Ihr habt schon so viel geschrieben, dass ich dem kaum noch etwas hinzufügen könnte. Es gab einige berührende Szenen - und obschon es durchaus sein kann, dass Kent Haruf eigene Gedanken und Empfindungen hat einfließen lassen angesichts seiner eigenen Krebserkrankung, haben diese Szenen auch etwas Allgemeingültiges. Ich muss beim Lesen sehr oft an die letzten Wochen meines Vaters denken - oder auch daran, was in der Situation für mich wohl wichtig wäre. Es sind Lebensthemen, die da mal so eben im Plauderton an uns herangetragen werden, unaufgeregt, doch eindeutig präsent, unmöglich zu umschiffen.

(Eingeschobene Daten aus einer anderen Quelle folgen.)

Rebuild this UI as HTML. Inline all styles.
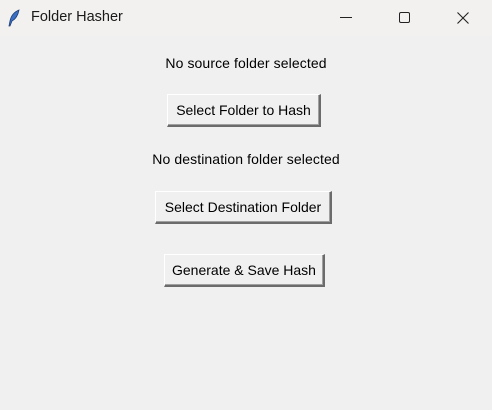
<!DOCTYPE html>
<html><head><meta charset="utf-8"><style>
*{margin:0;padding:0;box-sizing:border-box}
html,body{width:492px;height:410px;overflow:hidden;background:#f0f0f0;font-family:"Liberation Sans",sans-serif;font-size:14px;color:#000}
.tb{position:absolute;left:0;top:0;width:492px;height:36px;background:#f3f1ef}
.title{position:absolute;left:31px;top:9px;font-size:14.5px;color:#1a1a1a}
.lbl{position:absolute;left:0;width:492px;text-align:center;letter-spacing:0.1px}
.btn{position:absolute;background:#f0f0f0;text-align:center;border-top:1px solid #fff;border-left:1px solid #fff;border-right:2px solid #6b6b6b;border-bottom:2px solid #6b6b6b;box-shadow:inset -1px -1px 0 #a0a0a0;line-height:30px;white-space:nowrap}
</style></head><body>
<div class="tb">
<svg style="position:absolute;left:7px;top:9px" width="14" height="18" viewBox="0 0 14 18"><path d="M12 1 C7 3 4 7 3 12 L2 17 L3 17 L5 12 C9 10 11 6 12 1Z" fill="#3a6fc4" stroke="#1f3f78" stroke-width="0.8"/></svg>
<div class="title">Folder Hasher</div>
<svg style="position:absolute;left:340px;top:17px" width="12" height="2"><rect width="12" height="1" fill="#222"/></svg>
<svg style="position:absolute;left:399px;top:12px" width="12" height="12"><rect x="0.5" y="0.5" width="10" height="10" rx="1.5" fill="none" stroke="#222"/></svg>
<svg style="position:absolute;left:457px;top:12px" width="12" height="12"><path d="M0.5 0.5L11.5 11.5M11.5 0.5L0.5 11.5" stroke="#222" stroke-width="1.1"/></svg>
</div>
<div class="lbl" style="top:55px">No source folder selected</div>
<div class="btn" style="left:167px;top:94px;width:154px;height:33px">Select Folder to Hash</div>
<div class="lbl" style="top:151px">No destination folder selected</div>
<div class="btn" style="left:155px;top:191px;width:177px;height:33px">Select Destination Folder</div>
<div class="btn" style="left:164px;top:254px;width:161px;height:33px">Generate &amp; Save Hash</div>
</body></html>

Durch die wechselnden Perspektiven wirkt das ganze aber nicht zu schwer, sondern macht deutlich, dass das Leben ein Fluss ist, in dem wir vielleicht ein Stück des Wegs gemeinsam gehen können oder aber immer wieder einmal aufeinander zutreiben, bevor jemand endgültig versinkt oder ins Meer gespült wird. Sorry, das sind eben die Gedanken, die mir dazu durch den Kopf gehen.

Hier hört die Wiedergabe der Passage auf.